The deal also comes at a critical moment for antitrust enforcement. A comment period is ongoing as the Department of Justice and Federal Trade Commission attempt to revise their guidelines for how they approach mergers and acquisitions. A focus of that effort is vertical deals, one in which a company acquires another up or down stream competitor. This is contrasted with a horizontal deal, where a direct rival in the same market is acquired. Decades of waving through vertical deals have given way to a renewed interest in stronger enforcement, with a focus on incentives to competitively shut out rivals. Although there is a horizontal component to the deal (Microsoft right now is a relatively small game publisher and developer), the main competitive worry will be vertical—how Microsoft could choose to leverage Activision’s game catalog in anticompetitive ways.

Another point of emphasis in rethinking mergers is monopsony—monopoly’s dastardly cousin, a monopoly among buyers.

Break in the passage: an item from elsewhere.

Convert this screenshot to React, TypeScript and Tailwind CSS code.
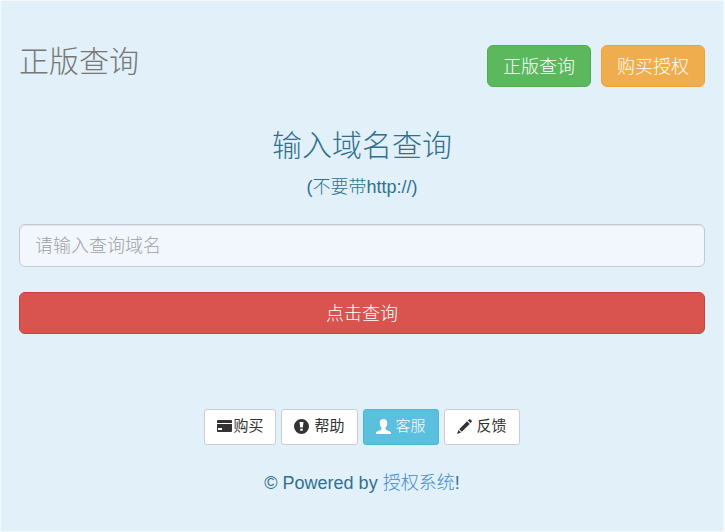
import { useState } from "react";
import type { FormEvent, ReactNode } from "react";

interface ToolButtonProps {
  label: string;
  icon: ReactNode;
  active?: boolean;
  tight?: boolean;
}

function CardIcon() {
  return (
    <svg className="size-[15px] shrink-0" viewBox="0 0 15 15" fill="currentColor" aria-hidden="true">
      <path d="M1 1h13a1 1 0 0 1 1 1v2H0V2a1 1 0 0 1 1-1z" />
      <path fillRule="evenodd" d="M0 5h15v7a1 1 0 0 1-1 1H1a1 1 0 0 1-1-1zM1 9v2h4V9z" />
    </svg>
  );
}

function AlertIcon() {
  return (
    <svg className="size-[15px] shrink-0" viewBox="0 0 15 15" fill="currentColor" aria-hidden="true">
      <path
        fillRule="evenodd"
        d="M7.500 0a7.500 7.500 0 1 1 0 15a7.500 7.500 0 0 1 0-15zM5.500 3l.7 5.500h2.600L9.500 3zM6.200 9.700v2.100h2.600V9.700z"
      />
    </svg>
  );
}

function UserIcon() {
  return (
    <svg className="size-[15px] shrink-0" viewBox="0 0 15 15" fill="currentColor" aria-hidden="true">
      <path d="M7.500 0C9.900 0 11.300 1.600 11.300 4c0 1.700-.6 3.400-1.700 4.500v1.300c0 .5.300.9.800 1.100l3.500 1.500c.7.300 1.100.8 1.100 1.500V15H0v-1.100c0-.7.400-1.200 1.100-1.500l3.500-1.500c.5-.2.8-.6.800-1.100V8.500C4.300 7.400 3.700 5.700 3.700 4C3.700 1.600 5.100 0 7.500 0z" />
    </svg>
  );
}

function PencilIcon() {
  return (
    <svg className="size-[15px] shrink-0" viewBox="0 0 15 15" fill="currentColor" aria-hidden="true">
      <path d="M12.100.4a1 1 0 0 1 1.300 0l1.200 1.200a1 1 0 0 1 0 1.300l-1.200 1.200-2.500-2.500zM10.100 2.300l2.600 2.600-7.900 7.900-2.600-2.600zM1.500 11l2.500 2.500L0 15z" />
    </svg>
  );
}

function ToolButton({ label, icon, active, tight }: ToolButtonProps) {
  return (
    <button
      type="button"
      className={`flex items-center rounded-[3px] border px-3 pt-[5px] pb-[7px] text-[15px] leading-[22px] ${
        tight ? "gap-px" : "gap-[5px]"
      } ${
        active
          ? "border-[#46b8da] bg-[#5bc0de] text-white"
          : "border-[#cccccc] bg-white font-normal text-[#333333]"
      }`}
    >
      {icon}
      <span>{label}</span>
    </button>
  );
}

export default function App() {
  const [domain, setDomain] = useState("");

  const handleSubmit = (e: FormEvent) => {
    e.preventDefault();
  };

  return (
    <div className="min-h-screen border border-r-2 border-[#f4f9fd] bg-[#e1f0f9] px-[18px] pt-11 pb-6 font-['Liberation_Sans','Noto_Sans_CJK_SC',sans-serif] font-light text-[#31708f]">
      {/* Header */}
      <header className="flex items-start justify-between">
        <h3 className="text-[30px] leading-[34px] text-[#777777]">正版查询</h3>
        <nav className="flex gap-2.5">
          <button
            type="button"
            className="rounded-md border border-[#4cae4c] bg-[#5cb85c] px-[15px] pt-[9px] pb-[7px] text-lg leading-6 text-white"
          >
            正版查询
          </button>
          <button
            type="button"
            className="rounded-md border border-[#eea236] bg-[#f0ad4e] px-[15px] pt-[9px] pb-[7px] text-lg leading-6 text-white"
          >
            购买授权
          </button>
        </nav>
      </header>

      {/* Query form */}
      <form onSubmit={handleSubmit} className="mt-[41px]">
        <label htmlFor="domain" className="block text-center">
          <span className="block text-[30px] leading-9">输入域名查询</span>
          <span className="mt-[11px] block text-lg leading-6">(不要带http://)</span>
        </label>
        <input
          id="domain"
          type="text"
          value={domain}
          onChange={(e) => setDomain(e.target.value)}
          placeholder="请输入查询域名"
          className="mt-[25px] block h-[43px] w-full rounded-md border border-[#c3c9d0] bg-[#f2f7fe] px-[15px] pt-0.5 text-lg text-[#555555] shadow-[inset_0_1px_1px_rgba(0,0,0,0.075)] outline-none placeholder:text-[#a0a0a0]"
        />
        <button
          type="submit"
          className="mt-[25px] block w-full rounded-md border border-[#c9423f] bg-[#d9534f] px-4 pt-[9px] pb-[7px] text-lg leading-6 text-white"
        >
          点击查询
        </button>
      </form>

      {/* Shortcuts */}
      <div className="mt-[75px] flex flex-wrap justify-center gap-[5px]">
        <ToolButton label="购买" icon={<CardIcon />} tight />
        <ToolButton label="帮助" icon={<AlertIcon />} />
        <ToolButton label="客服" icon={<UserIcon />} active />
        <ToolButton label="反馈" icon={<PencilIcon />} />
      </div>

      <footer className="mt-6 text-center text-lg leading-7">
        © Powered by{" "}
        <a href="#" className="text-[#428bca]">
          授权系统
        </a>
        !
      </footer>
    </div>
  );
}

Perhaps the most pressing monopsony problem is in labor markets, where concentrated firms can conspire to keep wages and benefits low if workers have nowhere else to go. The video game industry has notorious working conditions, with inhumane “crunch” periods to finish a game part of the norm. Video game development is a relatively specialized field where workers cannot just easily jump to or from other technical roles. Enforcers should be wary about giving workers even fewer places to go.

Freed from being a niche market appealing to only a small subset of the population, video games have blossomed into one of the main forms of entertainment for millions. More competition in the industry and more diverse voices developing games would do consumers a lot of good. Microsoft claims that they want gamers to be able to play whatever games they want on whatever device they happen to have. Their commitments around fairness in app stores are encouraging, but we need far more than self-enforced business commitments—we need vigorous antitrust review. There’s a lot more at stake than just old college friends staying in touch.